The Cat J rig has been permitted by the Norwegian authority to carry out production drilling, completion, plugging and abandonment, as well as intervention activities
Equinor has secured the consent of the Petroleum Safety Authority Norway (PSA) for the use of the Askepott jackup rig on the Martin Linge field in the Norwegian North Sea.
The Cat J rig has been allowed to carry out production drilling, completion, plugging and abandonment, as well as intervention activities.
Martin Linge is situated in the northern part of the North Sea, near the border to the British sector. The oil and gas field is in a water depth of 115m and is located 42km west of the Equinor-operated Oseberg field.
Discovered in 1978, the field’s plan for development and operations (PDO) was granted approval in 2012. Its development concept involves the installation of a fully integrated fixed production platform and a floating, storage and offloading unit (FSO) for the storage of oil.
Production from the offshore oil and gas field began in June 2021. Equinor has an operating stake of 51% in Martin Linge. Its partners in the field include Petoro (30%) and Sval Energi (19%).
The anticipated recoverable resources for the field are roughly 260 million barrels of oil equivalent (boe).
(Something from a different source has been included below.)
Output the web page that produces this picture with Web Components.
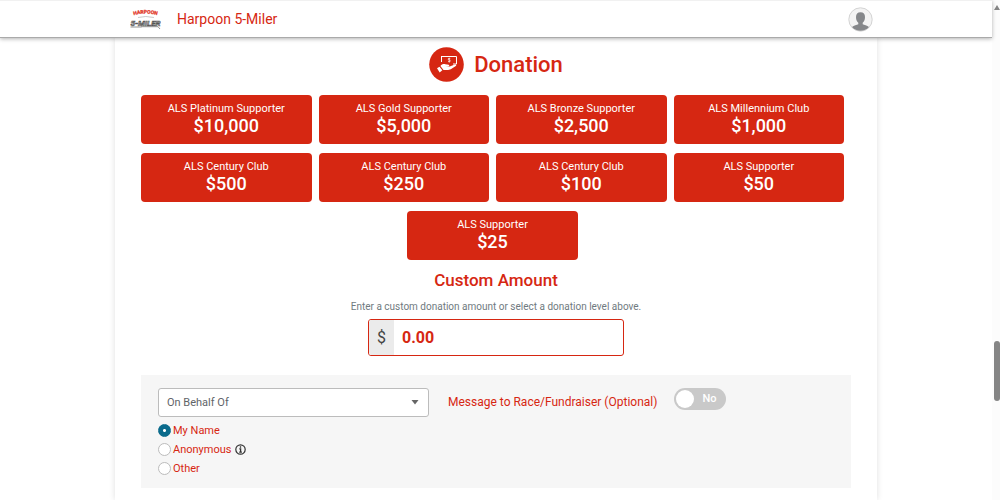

When operating at plateau capacity, the field is expected to yield approximately 115,000boe per day.
Earlier this month, KCA Deutag secured a contract for a project aiming to electrify the Askepott rig.
To be executed by KCA Deutag’s Kenera business unit, the electrification initiative is expected to make the Askepott rig the first in Equinor’s portfolio to be powered from onshore upon its completion in Q4 2024.
As part of the plan, Askepott will be powered via high voltage cabling from the Martin Linge A platform, which is itself already connected to the shore through a 162km long alternating current cable.
The electrification of the Askepott jackup rig is being taken up to enhance energy efficiency during drilling operations and yield substantial reductions in greenhouse gas (GHG) emissions.